> GIVEN REQUEST
Below is a listing to transcribe in full and exactly; keep the pictures out.

+---+

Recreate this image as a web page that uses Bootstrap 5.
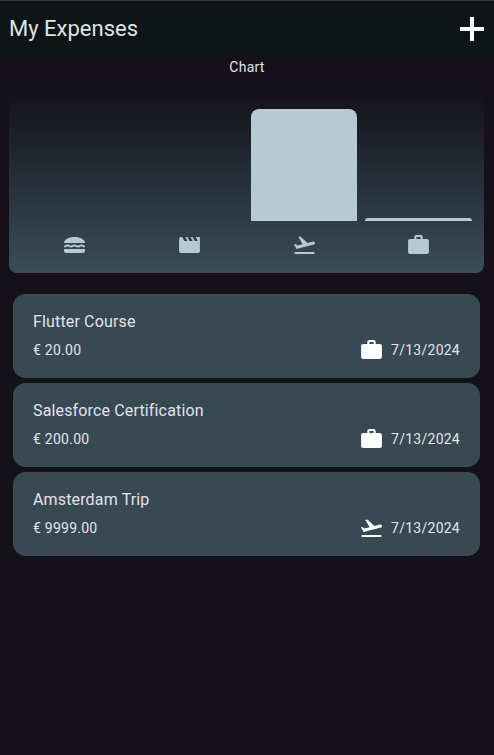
<!DOCTYPE html>
<html lang="en" data-bs-theme="dark">
<head>
<meta charset="utf-8">
<meta name="viewport" content="width=device-width, initial-scale=1">
<title>My Expenses</title>
<link href="https://cdn.jsdelivr.net/npm/bootstrap@5.3.0/dist/css/bootstrap.min.css" rel="stylesheet">
<style>
  body { background: #141218; color: #e6e0e9; font-family: Roboto, "Liberation Sans", sans-serif; font-size: 14px; line-height: 20px; letter-spacing: .25px; font-variant-ligatures: none; overflow: hidden; }
  .app-bar { height: 57px; background: #0f1416; border-top: 1px solid #373a37; padding: 0 10px 0 9px; }
  .app-title { font-size: 22px; line-height: 28px; letter-spacing: 0; font-weight: 400; color: #dee3e5; }
  .add-btn { line-height: 0; color: #fff; }
  .chart-title { height: 20px; }
  .chart-panel { height: 181px; margin: 15px 10px 0 9px; padding: 17px 8px 0; border-radius: 0 0 8px 8px; background: linear-gradient(to top, #394d5a, rgba(57,77,90,0)); }
  .chart-bars { height: 112px; }
  .chart-col { padding: 0 4px; }
  .chart-bar { background: #b5cad5; border-radius: 8px 8px 0 0; }
  .chart-icons { color: #b5cad5; margin-top: 12px; }
  .chart-icons svg, .expense svg { width: 25px; height: 24px; fill: currentColor; display: block; }
  .chart-icons svg { margin-left: .6px; }
  .expenses { margin: 21px 14px 0 13px; gap: 5px; }
  .expense { height: 84px; border-radius: 12.5px; background: #374a52; padding: 16px 20px 0; }
  .expense-title { font-size: 16px; line-height: 24px; letter-spacing: .15px; font-weight: 400; color: #e6e0e9; }
  .expense-row { height: 24px; margin-top: 4px; }
  .expense-row svg { color: #fff; margin-right: 7px; }
</style>
<script src="https://cdn.jsdelivr.net/npm/bootstrap@5.3.0/dist/js/bootstrap.bundle.min.js"></script>
</head>
<body>
<svg class="d-none" aria-hidden="true">
  <symbol id="work" viewBox="0 0 24 24" preserveAspectRatio="none"><path d="M20 6h-4V4c0-1.11-.89-2-2-2h-4c-1.11 0-2 .89-2 2v2H4c-1.11 0-1.99.89-1.99 2L2 19c0 1.11.89 2 2 2h16c1.11 0 2-.89 2-2V8c0-1.11-.89-2-2-2zm-6 0h-4V4h4v2z"/></symbol>
  <symbol id="travel" viewBox="0 0 24 24" preserveAspectRatio="none"><path d="M2.5 19h19v2h-19v-2zm19.57-9.36c-.21-.8-1.04-1.28-1.84-1.06L14.92 10l-6.9-6.43-1.93.51 4.14 7.17-4.97 1.33-1.97-1.54-1.45.39 1.82 3.16.77 1.33 1.6-.43 5.31-1.42 4.35-1.16L21 11.49c.81-.23 1.28-1.05 1.07-1.85z"/></symbol>
  <symbol id="leisure" viewBox="0 0 24 24" preserveAspectRatio="none"><path d="M18 4l2 4h-3l-2-4h-2l2 4h-3l-2-4H8l2 4H7L5 4H4c-1.1 0-1.99.9-1.99 2L2 18c0 1.1.9 2 2 2h16c1.1 0 2-.9 2-2V4h-4z"/></symbol>
  <symbol id="food" viewBox="0 0 24 24" preserveAspectRatio="none"><path d="M22 10c.32-3.28-4.28-6-9.99-6S1.7 6.72 2.02 10H22z"/><path d="M5.35 13.5c.55 0 .78.14 1.15.36.45.27 1.07.64 2.18.64s1.73-.37 2.18-.64c.37-.23.59-.36 1.15-.36.55 0 .78.14 1.15.36.45.27 1.07.64 2.18.64 1.11 0 1.73-.37 2.18-.64.37-.23.59-.36 1.15-.36.55 0 .78.14 1.15.36.45.27 1.07.63 2.17.64v-1.98s-.79-.16-1.16-.38c-.45-.27-1.07-.64-2.18-.64-1.11 0-1.73.37-2.18.64-.37.23-.6.36-1.15.36s-.78-.14-1.15-.36c-.45-.27-1.07-.64-2.18-.64s-1.73.37-2.18.64c-.37.23-.59.36-1.15.36-.55 0-.78-.14-1.15-.36-.45-.27-1.07-.64-2.18-.64-1.11 0-1.73.37-2.18.64-.37.23-.59.36-1.15.36v2c1.11 0 1.73-.37 2.21-.64.37-.23.59-.36 1.14-.36z"/><path d="M2 16v2c0 1.1.9 2 2 2h16c1.1 0 2-.9 2-2v-2H2z"/></symbol>
</svg>

<header class="app-bar d-flex align-items-center justify-content-between">
  <h1 class="app-title mb-0">My Expenses</h1>
  <button type="button" class="add-btn btn p-0 border-0" aria-label="Add expense">
    <svg width="24" height="24" viewBox="0 0 24 24" fill="currentColor"><path d="M10 0h4v10h10v4H14v10h-4V14H0v-4h10z"/></svg>
  </button>
</header>

<main>
  <div class="chart-title text-center">Chart</div>
  <section class="chart-panel">
    <div class="chart-bars d-flex align-items-end">
      <div class="chart-col col-3 h-100"></div>
      <div class="chart-col col-3 h-100"></div>
      <div class="chart-col col-3 h-100 d-flex align-items-end"><div class="chart-bar w-100" style="height:100%"></div></div>
      <div class="chart-col col-3 h-100 d-flex align-items-end"><div class="chart-bar w-100" style="height:2.5%"></div></div>
    </div>
    <div class="chart-icons d-flex">
      <div class="col-3 d-flex justify-content-center"><svg><use href="#food"/></svg></div>
      <div class="col-3 d-flex justify-content-center"><svg><use href="#leisure"/></svg></div>
      <div class="col-3 d-flex justify-content-center"><svg><use href="#travel"/></svg></div>
      <div class="col-3 d-flex justify-content-center"><svg><use href="#work"/></svg></div>
    </div>
  </section>

  <section class="expenses d-flex flex-column">
    <article class="expense">
      <h2 class="expense-title mb-0">Flutter Course</h2>
      <div class="expense-row d-flex align-items-center"><span class="me-auto">€ 20.00</span><svg><use href="#work"/></svg><span>7/13/2024</span></div>
    </article>
    <article class="expense">
      <h2 class="expense-title mb-0">Salesforce Certification</h2>
      <div class="expense-row d-flex align-items-center"><span class="me-auto">€ 200.00</span><svg><use href="#work"/></svg><span>7/13/2024</span></div>
    </article>
    <article class="expense">
      <h2 class="expense-title mb-0">Amsterdam Trip</h2>
      <div class="expense-row d-flex align-items-center"><span class="me-auto">€ 9999.00</span><svg><use href="#travel"/></svg><span>7/13/2024</span></div>
    </article>
  </section>
</main>
</body>
</html>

+---+

> REPLY TO THE EXERCISE
Recreate this image as a web page that uses Bootstrap 5.
<!DOCTYPE html>
<html lang="en" data-bs-theme="dark">
<head>
<meta charset="utf-8">
<meta name="viewport" content="width=device-width, initial-scale=1">
<title>My Expenses</title>
<link href="https://cdn.jsdelivr.net/npm/bootstrap@5.3.0/dist/css/bootstrap.min.css" rel="stylesheet">
<style>
  body { background: #141218; color: #e6e0e9; font-family: Roboto, "Liberation Sans", sans-serif; font-size: 14px; line-height: 20px; letter-spacing: .25px; font-variant-ligatures: none; overflow: hidden; }
  .app-bar { height: 57px; background: #0f1416; border-top: 1px solid #373a37; padding: 0 10px 0 9px; }
  .app-title { font-size: 22px; line-height: 28px; letter-spacing: 0; font-weight: 400; color: #dee3e5; }
  .add-btn { line-height: 0; color: #fff; }
  .chart-title { height: 20px; }
  .chart-panel { height: 181px; margin: 15px 10px 0 9px; padding: 17px 8px 0; border-radius: 0 0 8px 8px; background: linear-gradient(to top, #394d5a, rgba(57,77,90,0)); }
  .chart-bars { height: 112px; }
  .chart-col { padding: 0 4px; }
  .chart-bar { background: #b5cad5; border-radius: 8px 8px 0 0; }
  .chart-icons { color: #b5cad5; margin-top: 12px; }
  .chart-icons svg, .expense svg { width: 25px; height: 24px; fill: currentColor; display: block; }
  .chart-icons svg { margin-left: .6px; }
  .expenses { margin: 21px 14px 0 13px; gap: 5px; }
  .expense { height: 84px; border-radius: 12.5px; background: #374a52; padding: 16px 20px 0; }
  .expense-title { font-size: 16px; line-height: 24px; letter-spacing: .15px; font-weight: 400; color: #e6e0e9; }
  .expense-row { height: 24px; margin-top: 4px; }
  .expense-row svg { color: #fff; margin-right: 7px; }
</style>
<script src="https://cdn.jsdelivr.net/npm/bootstrap@5.3.0/dist/js/bootstrap.bundle.min.js"></script>
</head>
<body>
<svg class="d-none" aria-hidden="true">
  <symbol id="work" viewBox="0 0 24 24" preserveAspectRatio="none"><path d="M20 6h-4V4c0-1.11-.89-2-2-2h-4c-1.11 0-2 .89-2 2v2H4c-1.11 0-1.99.89-1.99 2L2 19c0 1.11.89 2 2 2h16c1.11 0 2-.89 2-2V8c0-1.11-.89-2-2-2zm-6 0h-4V4h4v2z"/></symbol>
  <symbol id="travel" viewBox="0 0 24 24" preserveAspectRatio="none"><path d="M2.5 19h19v2h-19v-2zm19.57-9.36c-.21-.8-1.04-1.28-1.84-1.06L14.92 10l-6.9-6.43-1.93.51 4.14 7.17-4.97 1.33-1.97-1.54-1.45.39 1.82 3.16.77 1.33 1.6-.43 5.31-1.42 4.35-1.16L21 11.49c.81-.23 1.28-1.05 1.07-1.85z"/></symbol>
  <symbol id="leisure" viewBox="0 0 24 24" preserveAspectRatio="none"><path d="M18 4l2 4h-3l-2-4h-2l2 4h-3l-2-4H8l2 4H7L5 4H4c-1.1 0-1.99.9-1.99 2L2 18c0 1.1.9 2 2 2h16c1.1 0 2-.9 2-2V4h-4z"/></symbol>
  <symbol id="food" viewBox="0 0 24 24" preserveAspectRatio="none"><path d="M22 10c.32-3.28-4.28-6-9.99-6S1.7 6.72 2.02 10H22z"/><path d="M5.35 13.5c.55 0 .78.14 1.15.36.45.27 1.07.64 2.18.64s1.73-.37 2.18-.64c.37-.23.59-.36 1.15-.36.55 0 .78.14 1.15.36.45.27 1.07.64 2.18.64 1.11 0 1.73-.37 2.18-.64.37-.23.59-.36 1.15-.36.55 0 .78.14 1.15.36.45.27 1.07.63 2.17.64v-1.98s-.79-.16-1.16-.38c-.45-.27-1.07-.64-2.18-.64-1.11 0-1.73.37-2.18.64-.37.23-.6.36-1.15.36s-.78-.14-1.15-.36c-.45-.27-1.07-.64-2.18-.64s-1.73.37-2.18.64c-.37.23-.59.36-1.15.36-.55 0-.78-.14-1.15-.36-.45-.27-1.07-.64-2.18-.64-1.11 0-1.73.37-2.18.64-.37.23-.59.36-1.15.36v2c1.11 0 1.73-.37 2.21-.64.37-.23.59-.36 1.14-.36z"/><path d="M2 16v2c0 1.1.9 2 2 2h16c1.1 0 2-.9 2-2v-2H2z"/></symbol>
</svg>

<header class="app-bar d-flex align-items-center justify-content-between">
  <h1 class="app-title mb-0">My Expenses</h1>
  <button type="button" class="add-btn btn p-0 border-0" aria-label="Add expense">
    <svg width="24" height="24" viewBox="0 0 24 24" fill="currentColor"><path d="M10 0h4v10h10v4H14v10h-4V14H0v-4h10z"/></svg>
  </button>
</header>

<main>
  <div class="chart-title text-center">Chart</div>
  <section class="chart-panel">
    <div class="chart-bars d-flex align-items-end">
      <div class="chart-col col-3 h-100"></div>
      <div class="chart-col col-3 h-100"></div>
      <div class="chart-col col-3 h-100 d-flex align-items-end"><div class="chart-bar w-100" style="height:100%"></div></div>
      <div class="chart-col col-3 h-100 d-flex align-items-end"><div class="chart-bar w-100" style="height:2.5%"></div></div>
    </div>
    <div class="chart-icons d-flex">
      <div class="col-3 d-flex justify-content-center"><svg><use href="#food"/></svg></div>
      <div class="col-3 d-flex justify-content-center"><svg><use href="#leisure"/></svg></div>
      <div class="col-3 d-flex justify-content-center"><svg><use href="#travel"/></svg></div>
      <div class="col-3 d-flex justify-content-center"><svg><use href="#work"/></svg></div>
    </div>
  </section>

  <section class="expenses d-flex flex-column">
    <article class="expense">
      <h2 class="expense-title mb-0">Flutter Course</h2>
      <div class="expense-row d-flex align-items-center"><span class="me-auto">€ 20.00</span><svg><use href="#work"/></svg><span>7/13/2024</span></div>
    </article>
    <article class="expense">
      <h2 class="expense-title mb-0">Salesforce Certification</h2>
      <div class="expense-row d-flex align-items-center"><span class="me-auto">€ 200.00</span><svg><use href="#work"/></svg><span>7/13/2024</span></div>
    </article>
    <article class="expense">
      <h2 class="expense-title mb-0">Amsterdam Trip</h2>
      <div class="expense-row d-flex align-items-center"><span class="me-auto">€ 9999.00</span><svg><use href="#travel"/></svg><span>7/13/2024</span></div>
    </article>
  </section>
</main>
</body>
</html>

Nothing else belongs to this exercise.